[Supplied information start]

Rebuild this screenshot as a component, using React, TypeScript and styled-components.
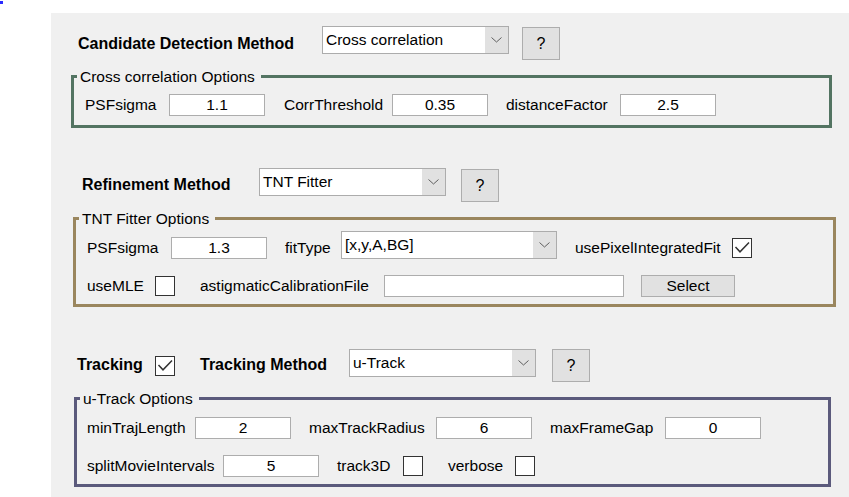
import React from 'react';
import styled, { createGlobalStyle } from 'styled-components';

const Global = createGlobalStyle`
  html, body { margin: 0; padding: 0; background: #ffffff; overflow: hidden; }
  body { font-family: "Liberation Sans", Arial, sans-serif; color: #000; }
  * { box-sizing: border-box; }
`;

const Page = styled.div`
  position: relative;
  width: 849px;
  height: 497px;
  padding: 13px 0 0 51px;
  overflow: hidden;
`;

const Marker = styled.span`
  position: absolute;
  left: 0;
  top: 1px;
  width: 3px;
  height: 3px;
  background: #2b2bff;
`;

const Panel = styled.div`
  background: #f0f0f0;
  width: 798px;
  height: 484px;
  padding-top: 13px;
  display: flex;
  flex-direction: column;
  align-items: flex-start;
`;

const Header = styled.div<{ $pl: number; $mt?: number }>`
  display: flex;
  align-items: flex-start;
  padding-left: ${(p) => p.$pl}px;
  margin-top: ${(p) => p.$mt ?? 0}px;
`;

const HeadLabel = styled.span<{ $w: number; $mt: number; $ml?: number }>`
  flex: none;
  width: ${(p) => p.$w}px;
  margin-top: ${(p) => p.$mt}px;
  margin-left: ${(p) => p.$ml ?? 0}px;
  font-size: 16px;
  font-weight: bold;
  line-height: 18px;
  white-space: nowrap;
`;

const Combo = styled.div<{ $w: number; $mt?: number }>`
  flex: none;
  display: flex;
  width: ${(p) => p.$w}px;
  height: 28px;
  margin-top: ${(p) => p.$mt ?? 0}px;
  border: 1px solid #acacac;
  background: #ffffff;
`;

const ComboValue = styled.span`
  flex: 1;
  padding-left: 3px;
  font-size: 15.5px;
  line-height: 26px;
  white-space: nowrap;
  overflow: hidden;
`;

const ComboArrow = styled.span`
  flex: none;
  width: 23px;
  background: #e1e1e1;
  display: flex;
  align-items: center;
  justify-content: center;
`;

const HelpButton = styled.div<{ $ml: number; $mt?: number }>`
  flex: none;
  width: 38px;
  height: 33px;
  margin-left: ${(p) => p.$ml}px;
  margin-top: ${(p) => p.$mt ?? 0}px;
  background: #e1e1e1;
  border: 1px solid #adadad;
  display: flex;
  align-items: center;
  justify-content: center;
  font-size: 16px;
`;

const Group = styled.fieldset<{ $color: string; $ml: number; $w: number; $mt: number }>`
  margin: ${(p) => p.$mt}px 0 0 ${(p) => p.$ml}px;
  width: ${(p) => p.$w}px;
  min-width: 0;
  padding: 0;
  border: 3px solid ${(p) => p.$color};
`;

const Legend = styled.legend`
  margin-left: 3px;
  padding: 0 6px 0 3px;
  font-size: 15.5px;
  line-height: 19px;
  white-space: nowrap;
`;

const GroupBody = styled.div<{ $pl: number; $pt: number; $pb: number }>`
  display: flex;
  flex-direction: column;
  gap: 16px;
  padding: ${(p) => p.$pt}px 0 ${(p) => p.$pb}px ${(p) => p.$pl}px;
`;

const Row = styled.div`
  display: flex;
  align-items: center;
`;

const Label = styled.span<{ $w: number; $ml?: number }>`
  flex: none;
  width: ${(p) => p.$w}px;
  margin-left: ${(p) => p.$ml ?? 0}px;
  font-size: 15.5px;
  line-height: 18px;
  white-space: nowrap;
`;

const TextBox = styled.div<{ $w?: number }>`
  flex: none;
  width: ${(p) => p.$w ?? 96}px;
  height: 22px;
  border: 1px solid #adadad;
  background: #ffffff;
  font-size: 15.5px;
  line-height: 20px;
  text-align: center;
`;

const Box = styled.div<{ $mt?: number }>`
  flex: none;
  width: 20px;
  height: 20px;
  margin-top: ${(p) => p.$mt ?? 0}px;
  border: 1px solid #333333;
  background: #ffffff;
  display: flex;
`;

const PushButton = styled.div<{ $ml: number; $w: number }>`
  flex: none;
  width: ${(p) => p.$w}px;
  height: 22px;
  margin-left: ${(p) => p.$ml}px;
  background: #e1e1e1;
  border: 1px solid #adadad;
  font-size: 15.5px;
  line-height: 20px;
  text-align: center;
`;

const Chevron = () => (
  <svg width="11" height="6" viewBox="0 0 11 6">
    <polyline points="0.5,0.5 5.5,5 10.5,0.5" fill="none" stroke="#5f5f5f" strokeWidth="1" />
  </svg>
);

const Select = ({ w, value, mt }: { w: number; value: string; mt?: number }) => (
  <Combo $w={w} $mt={mt}>
    <ComboValue>{value}</ComboValue>
    <ComboArrow>
      <Chevron />
    </ComboArrow>
  </Combo>
);

const Check = ({ checked, mt }: { checked?: boolean; mt?: number }) => (
  <Box $mt={mt}>
    {checked && (
      <svg width="18" height="18" viewBox="0 0 18 18">
        <polyline points="2.5,8 7,12.8 16,3.5" fill="none" stroke="#333333" strokeWidth="1.5" />
      </svg>
    )}
  </Box>
);

export default function App() {
  return (
    <>
      <Global />
      <Page>
        <Marker />
        <Panel>
          <Header $pl={27}>
            <HeadLabel $w={244} $mt={9}>Candidate Detection Method</HeadLabel>
            <Select w={187} value="Cross correlation" />
            <HelpButton $ml={13} $mt={1}>?</HelpButton>
          </Header>

          <Group $color="#537462" $ml={20} $w={761} $mt={7}>
            <Legend>Cross correlation Options</Legend>
            <GroupBody $pl={11} $pt={8} $pb={9}>
              <Row>
                <Label $w={84}>PSFsigma</Label>
                <TextBox>1.1</TextBox>
                <Label $w={108} $ml={19}>CorrThreshold</Label>
                <TextBox>0.35</TextBox>
                <Label $w={114} $ml={18}>distanceFactor</Label>
                <TextBox>2.5</TextBox>
              </Row>
            </GroupBody>
          </Group>

          <Header $pl={31} $mt={40}>
            <HeadLabel $w={177} $mt={8}>Refinement Method</HeadLabel>
            <Select w={187} value="TNT Fitter" />
            <HelpButton $ml={15} $mt={1}>?</HelpButton>
          </Header>

          <Group $color="#9a865e" $ml={22} $w={763} $mt={7}>
            <Legend>TNT Fitter Options</Legend>
            <GroupBody $pl={11} $pt={8} $pb={7}>
              <Row>
                <Label $w={84}>PSFsigma</Label>
                <TextBox>1.3</TextBox>
                <Label $w={56} $ml={18}>fitType</Label>
                <Select w={216} value="[x,y,A,BG]" mt={-5} />
                <Label $w={157} $ml={18}>usePixelIntegratedFit</Label>
                <Check checked />
              </Row>
              <Row>
                <Label $w={68}>useMLE</Label>
                <Check />
                <Label $w={184} $ml={25}>astigmaticCalibrationFile</Label>
                <TextBox $w={240} />
                <PushButton $ml={17} $w={94}>Select</PushButton>
              </Row>
            </GroupBody>
          </Group>

          <Header $pl={26} $mt={42}>
            <HeadLabel $w={78} $mt={7}>Tracking</HeadLabel>
            <Check checked mt={7} />
            <HeadLabel $w={149} $mt={7} $ml={25}>Tracking Method</HeadLabel>
            <Select w={187} value="u-Track" />
            <HelpButton $ml={16}>?</HelpButton>
          </Header>

          <Group $color="#5b5a7c" $ml={23} $w={757} $mt={7}>
            <Legend>u-Track Options</Legend>
            <GroupBody $pl={10} $pt={9} $pb={7}>
              <Row>
                <Label $w={108}>minTrajLength</Label>
                <TextBox>2</TextBox>
                <Label $w={127} $ml={18}>maxTrackRadius</Label>
                <TextBox>6</TextBox>
                <Label $w={115} $ml={18}>maxFrameGap</Label>
                <TextBox>0</TextBox>
              </Row>
              <Row>
                <Label $w={136}>splitMovieIntervals</Label>
                <TextBox>5</TextBox>
                <Label $w={66} $ml={18}>track3D</Label>
                <Check />
                <Label $w={67} $ml={25}>verbose</Label>
                <Check />
              </Row>
            </GroupBody>
          </Group>
        </Panel>
      </Page>
    </>
  );
}
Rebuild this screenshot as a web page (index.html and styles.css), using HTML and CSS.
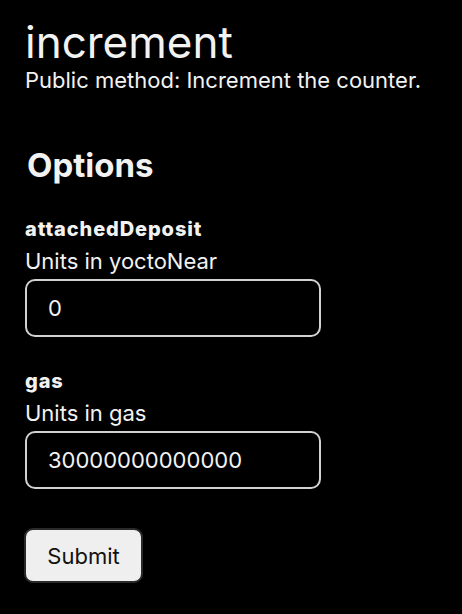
FILE: index.html
```html
<!DOCTYPE html>
<html>
<head>
<meta charset="utf-8">
<link rel="stylesheet" href="styles.css">
</head>
<body>
<main class="page">
  <header class="method">
    <h1 class="method-name">increment</h1>
    <p class="method-desc">Public method: Increment the counter.</p>
  </header>
  <section class="options">
    <h2 class="options-title">Options</h2>
    <div class="field">
      <label class="field-name" for="dep">attachedDeposit</label>
      <div class="field-hint">Units in yoctoNear</div>
      <input class="field-input" id="dep" type="text" value="0">
    </div>
    <div class="field">
      <label class="field-name" for="gas">gas</label>
      <div class="field-hint">Units in gas</div>
      <input class="field-input" id="gas" type="text" value="30000000000000">
    </div>
    <button class="submit" type="button">Submit</button>
  </section>
</main>
</body>
</html>
```
FILE: styles.css
```css
html, body {
  margin: 0;
  background: #000;
  color: #f2f2f2;
  font-family: Inter, "Noto Sans", sans-serif;
}
.page {
  padding: 18px 25px 20px 25px;
}
.method-name {
  margin: 0;
  font-size: 44px;
  font-weight: 400;
  line-height: 48px;
}
.method-desc {
  margin: 0;
  font-size: 22px;
  line-height: 28px;
}
.options {
  margin-top: 51px;
  display: flex;
  flex-direction: column;
  align-items: flex-start;
  gap: 33px;
}
.options-title {
  margin: 0 0 0 2px;
  font-size: 33px;
  font-weight: 700;
  line-height: 40px;
}
.field {
  display: flex;
  flex-direction: column;
}
.field-name {
  font-size: 20px;
  font-weight: 800;
  line-height: 23px;
  letter-spacing: 0.9px;
}
.field-hint {
  font-size: 22px;
  line-height: 28px;
  margin-top: 6px;
}
.field-input {
  box-sizing: border-box;
  width: 296px;
  height: 58px;
  margin-top: 4px;
  padding: 0 21px;
  background: #000;
  color: #f2f2f2;
  border: 2px solid #d2d2d2;
  border-radius: 10px;
  font-family: Inter, "Noto Sans", sans-serif;
  font-size: 22px;
  outline: none;
}
.submit {
  margin-top: 6px;
  margin-left: -1px;
  box-sizing: border-box;
  width: 119px;
  height: 55px;
  background: #efefef;
  color: #111;
  border: 2px solid #2a2a2a;
  border-radius: 9px;
  font-family: Inter, "Noto Sans", sans-serif;
  font-size: 22px;
  padding: 0;
}
```
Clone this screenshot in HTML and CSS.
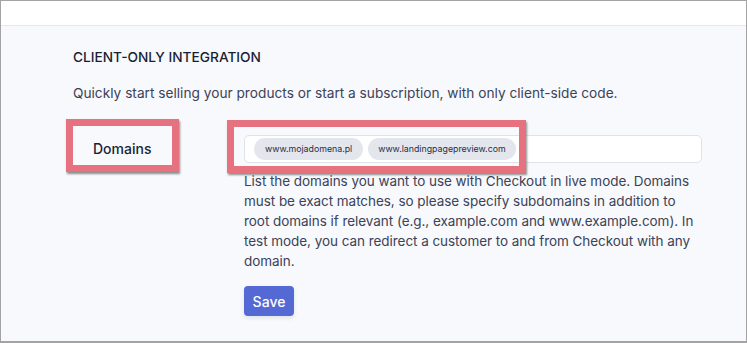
FILE: index.html
```html
<!DOCTYPE html>
<html lang="en">
<head>
    <meta charset="UTF-8">
    <meta name="viewport" content="width=device-width, initial-scale=1.0">
    <title>Checkout settings</title>
    <link rel="stylesheet" href="styles.css">
</head>
<body>
    <div class="frame">
        <div class="topbar"></div>

        <div class="section">
            <h2 class="section-title">Client-only integration</h2>
            <p class="section-desc">Quickly start selling your products or start a subscription, with only client-side code.</p>

            <div class="row">
                <div class="label">Domains</div>
                <div class="field">
                    <div class="tag-input">
                        <span class="chip">www.mojadomena.pl</span>
                        <span class="chip">www.landingpagepreview.com</span>
                    </div>
                    <p class="help">List the domains you want to use with Checkout in live mode. Domains<br>
                        must be exact matches, so please specify subdomains in addition to<br>
                        root domains if relevant (e.g., example.com and www.example.com). In<br>
                        test mode, you can redirect a customer to and from Checkout with any<br>
                        domain.</p>
                    <button class="save">Save</button>
                </div>

                <!-- annotation highlights -->
                <div class="mark mark-label"></div>
                <div class="mark mark-chips"></div>
            </div>
        </div>
    </div>
</body>
</html>
```

FILE: styles.css
```css
* {
    box-sizing: border-box;
}

body {
    margin: 0;
    font-family: Inter, "Noto Sans", sans-serif;
    color: #3c4257;
}

.frame {
    height: 343px;
    border: 1px solid #a3a3a3;
    border-bottom-width: 2px;
    background-color: #f7f9fc;
    overflow: hidden;
}

.topbar {
    height: 25px;
    background-color: white;
    border-bottom: 1px solid #e3e8ee;
}

.section {
    padding: 23px 0 0 72px;
}

.section-title {
    margin: 0;
    font-size: 13.7px;
    font-weight: 500;
    line-height: 16px;
    text-transform: uppercase;
    color: #1a1f36;
}

.section-desc {
    margin: 19px 0 0;
    font-size: 13.7px;
    line-height: 18px;
    color: #3c4257;
}

.row {
    position: relative;
    display: flex;
    margin-top: 33px;
}

.label {
    width: 171px;
    padding-left: 20px;
    font-size: 14px;
    font-weight: 500;
    line-height: 28px;
    color: #1a1f36;
}

.field {
    width: 458px;
}

.tag-input {
    display: flex;
    gap: 5px;
    height: 28px;
    padding: 2px 9px;
    background-color: white;
    border: 1px solid #dfe3e9;
    border-radius: 5px;
}

.chip {
    height: 22px;
    padding: 0 10px;
    font-size: 8.8px;
    line-height: 22px;
    color: #2a2f45;
    background-color: #e3e6ec;
    border-radius: 11px;
}

.chip:first-child {
    padding: 0 11px;
}

.help {
    margin: 8px 0 0;
    font-size: 13.5px;
    letter-spacing: -0.05px;
    line-height: 20px;
    white-space: nowrap;
    color: #3c4257;
}

.save {
    margin-top: 15px;
    width: 50px;
    height: 30px;
    font-family: inherit;
    font-size: 14px;
    font-weight: 500;
    color: white;
    background-color: #5469d4;
    border: none;
    border-radius: 4px;
    box-shadow: 0 2px 4px rgba(60, 66, 87, 0.12);
}

.mark {
    position: absolute;
    border: 7px solid #e6717f;
    box-shadow: 1px 2px 2px rgba(50, 50, 50, 0.55);
}

.mark-label {
    left: -7px;
    top: -16px;
    width: 113px;
    height: 53px;
}

.mark-chips {
    left: 154px;
    top: -15px;
    width: 299px;
    height: 53px;
}
```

[Supplied information end]

◆ Task requirements: List all lines in the material containing the string "screenshot".

◆ Output for this exercise:
Rebuild this screenshot as a component, using React, TypeScript and styled-components.
Rebuild this screenshot as a web page (index.html and styles.css), using HTML and CSS.
Clone this screenshot in HTML and CSS.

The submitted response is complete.